━━━ Material provided

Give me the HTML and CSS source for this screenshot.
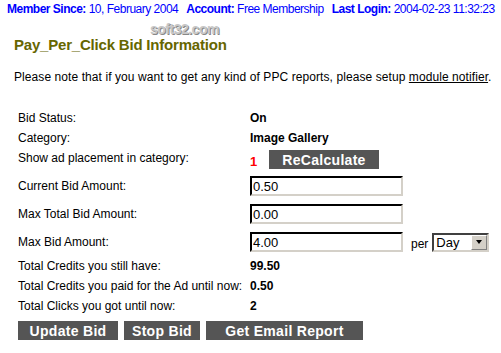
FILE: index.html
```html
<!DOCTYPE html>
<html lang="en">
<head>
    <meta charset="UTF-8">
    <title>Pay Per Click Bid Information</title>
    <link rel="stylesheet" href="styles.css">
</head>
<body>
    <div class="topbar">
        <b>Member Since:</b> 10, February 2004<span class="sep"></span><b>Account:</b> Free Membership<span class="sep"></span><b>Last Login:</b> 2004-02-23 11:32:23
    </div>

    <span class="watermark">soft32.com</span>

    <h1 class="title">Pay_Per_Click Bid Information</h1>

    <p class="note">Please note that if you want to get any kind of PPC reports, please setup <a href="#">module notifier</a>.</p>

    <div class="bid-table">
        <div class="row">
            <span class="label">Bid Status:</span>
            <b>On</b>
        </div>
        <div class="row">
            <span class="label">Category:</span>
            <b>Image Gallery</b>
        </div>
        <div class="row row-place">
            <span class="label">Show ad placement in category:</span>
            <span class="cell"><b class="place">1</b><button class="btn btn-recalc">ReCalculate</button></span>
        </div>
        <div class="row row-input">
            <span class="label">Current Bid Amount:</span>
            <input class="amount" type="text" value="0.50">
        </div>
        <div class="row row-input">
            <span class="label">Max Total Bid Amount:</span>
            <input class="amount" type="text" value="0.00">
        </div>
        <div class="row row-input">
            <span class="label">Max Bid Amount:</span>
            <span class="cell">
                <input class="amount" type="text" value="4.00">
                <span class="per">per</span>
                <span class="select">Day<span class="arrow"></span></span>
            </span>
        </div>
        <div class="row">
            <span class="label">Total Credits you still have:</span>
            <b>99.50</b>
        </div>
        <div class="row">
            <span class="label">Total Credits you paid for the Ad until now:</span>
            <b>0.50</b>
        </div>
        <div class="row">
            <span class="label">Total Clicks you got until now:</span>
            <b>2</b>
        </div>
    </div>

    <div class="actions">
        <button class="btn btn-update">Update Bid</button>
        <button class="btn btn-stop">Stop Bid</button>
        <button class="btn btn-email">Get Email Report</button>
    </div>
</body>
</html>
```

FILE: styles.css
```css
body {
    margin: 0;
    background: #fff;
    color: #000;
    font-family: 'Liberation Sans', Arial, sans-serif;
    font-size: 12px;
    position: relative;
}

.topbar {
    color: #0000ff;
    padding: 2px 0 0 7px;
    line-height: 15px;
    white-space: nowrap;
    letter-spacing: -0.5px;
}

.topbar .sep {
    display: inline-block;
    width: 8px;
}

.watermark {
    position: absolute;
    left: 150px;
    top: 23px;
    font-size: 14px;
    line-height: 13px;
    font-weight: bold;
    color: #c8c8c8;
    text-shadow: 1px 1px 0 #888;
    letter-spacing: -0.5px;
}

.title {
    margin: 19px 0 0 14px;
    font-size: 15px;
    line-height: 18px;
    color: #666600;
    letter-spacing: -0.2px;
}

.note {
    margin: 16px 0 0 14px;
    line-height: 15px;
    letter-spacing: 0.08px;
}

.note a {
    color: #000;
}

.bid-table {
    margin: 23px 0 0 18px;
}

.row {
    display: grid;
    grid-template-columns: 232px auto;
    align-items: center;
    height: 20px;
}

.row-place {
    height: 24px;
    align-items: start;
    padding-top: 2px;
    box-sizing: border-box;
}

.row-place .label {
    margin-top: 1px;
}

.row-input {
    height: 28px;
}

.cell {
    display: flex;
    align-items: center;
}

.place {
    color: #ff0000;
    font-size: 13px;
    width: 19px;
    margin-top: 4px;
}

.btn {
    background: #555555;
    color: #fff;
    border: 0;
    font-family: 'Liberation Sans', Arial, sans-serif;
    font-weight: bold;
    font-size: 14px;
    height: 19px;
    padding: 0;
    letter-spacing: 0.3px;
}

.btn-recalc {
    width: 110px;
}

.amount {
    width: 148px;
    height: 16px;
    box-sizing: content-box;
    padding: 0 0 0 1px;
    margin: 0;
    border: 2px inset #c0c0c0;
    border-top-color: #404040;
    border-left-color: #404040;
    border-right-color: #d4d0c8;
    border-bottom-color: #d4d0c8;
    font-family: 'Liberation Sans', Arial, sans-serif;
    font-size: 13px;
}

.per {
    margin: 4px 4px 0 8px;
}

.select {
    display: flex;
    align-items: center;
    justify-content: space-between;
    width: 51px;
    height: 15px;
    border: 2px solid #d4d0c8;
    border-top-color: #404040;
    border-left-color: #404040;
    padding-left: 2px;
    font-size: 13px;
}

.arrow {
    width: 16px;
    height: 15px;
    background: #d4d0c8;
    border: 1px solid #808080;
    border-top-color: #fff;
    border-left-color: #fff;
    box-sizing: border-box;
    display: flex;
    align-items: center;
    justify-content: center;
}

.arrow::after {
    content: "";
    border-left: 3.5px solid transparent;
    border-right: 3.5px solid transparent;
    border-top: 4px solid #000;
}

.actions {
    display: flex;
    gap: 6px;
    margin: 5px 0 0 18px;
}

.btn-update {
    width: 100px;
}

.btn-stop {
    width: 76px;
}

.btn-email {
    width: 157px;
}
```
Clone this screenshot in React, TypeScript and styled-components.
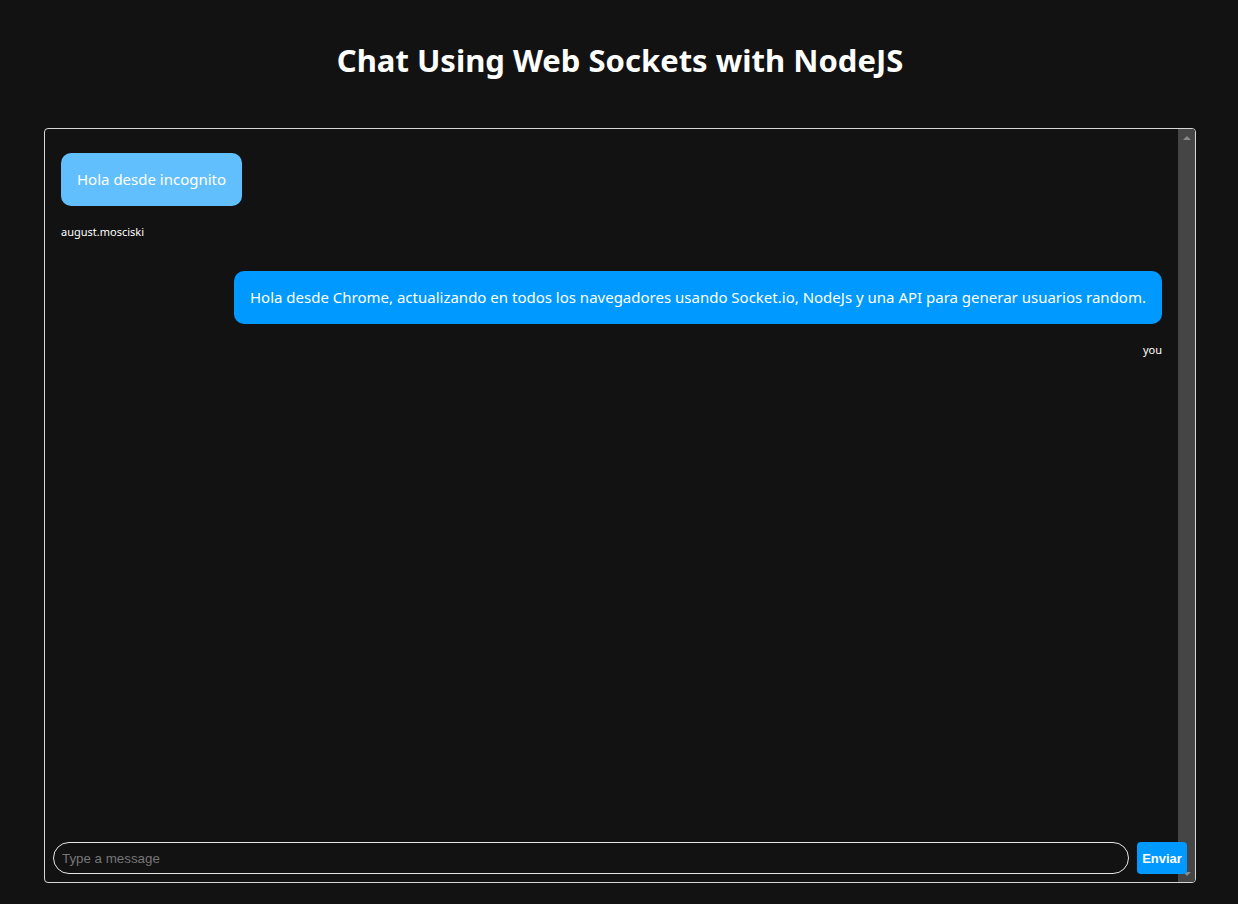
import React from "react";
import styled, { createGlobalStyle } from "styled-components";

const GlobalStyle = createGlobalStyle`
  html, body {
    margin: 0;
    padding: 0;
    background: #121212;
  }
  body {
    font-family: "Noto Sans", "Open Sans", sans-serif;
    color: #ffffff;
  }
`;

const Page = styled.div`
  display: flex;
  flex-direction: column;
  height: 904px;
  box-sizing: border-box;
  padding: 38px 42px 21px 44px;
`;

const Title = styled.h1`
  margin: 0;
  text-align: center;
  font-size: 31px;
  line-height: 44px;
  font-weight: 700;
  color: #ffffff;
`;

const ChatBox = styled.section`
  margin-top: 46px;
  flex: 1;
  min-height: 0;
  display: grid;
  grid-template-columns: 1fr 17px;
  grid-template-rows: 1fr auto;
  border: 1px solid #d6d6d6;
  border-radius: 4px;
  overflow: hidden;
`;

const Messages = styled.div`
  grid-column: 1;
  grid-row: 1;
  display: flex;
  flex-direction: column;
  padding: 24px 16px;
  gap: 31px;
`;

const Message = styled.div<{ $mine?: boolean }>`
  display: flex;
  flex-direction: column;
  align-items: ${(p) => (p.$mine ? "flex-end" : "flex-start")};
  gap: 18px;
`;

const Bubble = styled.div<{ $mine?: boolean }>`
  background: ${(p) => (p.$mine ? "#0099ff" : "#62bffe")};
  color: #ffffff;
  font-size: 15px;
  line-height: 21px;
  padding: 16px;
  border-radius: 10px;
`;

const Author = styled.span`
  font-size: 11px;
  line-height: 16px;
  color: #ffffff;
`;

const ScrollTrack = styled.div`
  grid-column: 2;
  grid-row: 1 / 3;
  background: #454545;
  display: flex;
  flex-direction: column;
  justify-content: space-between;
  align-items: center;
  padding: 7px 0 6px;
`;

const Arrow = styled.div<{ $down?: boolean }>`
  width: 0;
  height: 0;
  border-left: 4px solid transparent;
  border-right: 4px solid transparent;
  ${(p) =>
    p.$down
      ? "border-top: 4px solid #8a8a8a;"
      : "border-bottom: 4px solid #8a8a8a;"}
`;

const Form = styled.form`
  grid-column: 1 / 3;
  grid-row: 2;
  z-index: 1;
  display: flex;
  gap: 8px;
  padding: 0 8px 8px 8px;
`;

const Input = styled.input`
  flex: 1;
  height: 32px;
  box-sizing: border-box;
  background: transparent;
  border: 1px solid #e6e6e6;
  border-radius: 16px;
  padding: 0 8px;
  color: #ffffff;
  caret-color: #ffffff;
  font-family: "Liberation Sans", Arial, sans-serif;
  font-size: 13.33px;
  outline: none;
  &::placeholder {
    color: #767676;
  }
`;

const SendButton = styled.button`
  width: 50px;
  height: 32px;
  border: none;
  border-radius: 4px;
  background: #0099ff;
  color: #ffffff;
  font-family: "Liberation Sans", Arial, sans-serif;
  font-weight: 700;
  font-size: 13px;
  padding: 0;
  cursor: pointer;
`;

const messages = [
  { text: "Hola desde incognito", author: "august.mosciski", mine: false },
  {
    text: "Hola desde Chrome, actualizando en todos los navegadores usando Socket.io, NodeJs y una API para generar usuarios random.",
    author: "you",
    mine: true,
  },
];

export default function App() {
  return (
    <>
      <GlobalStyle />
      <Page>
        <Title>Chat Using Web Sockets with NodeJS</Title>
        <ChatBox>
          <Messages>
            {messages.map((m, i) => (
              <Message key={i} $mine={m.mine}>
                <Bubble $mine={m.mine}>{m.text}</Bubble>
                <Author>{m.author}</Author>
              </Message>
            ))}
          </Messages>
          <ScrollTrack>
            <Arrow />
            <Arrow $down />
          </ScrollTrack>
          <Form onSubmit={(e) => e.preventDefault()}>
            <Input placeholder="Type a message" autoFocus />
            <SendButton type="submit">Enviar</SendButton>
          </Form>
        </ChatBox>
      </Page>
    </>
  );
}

━━━━━━

Go through the data and count each line that has the word "this", then give the total alone.

2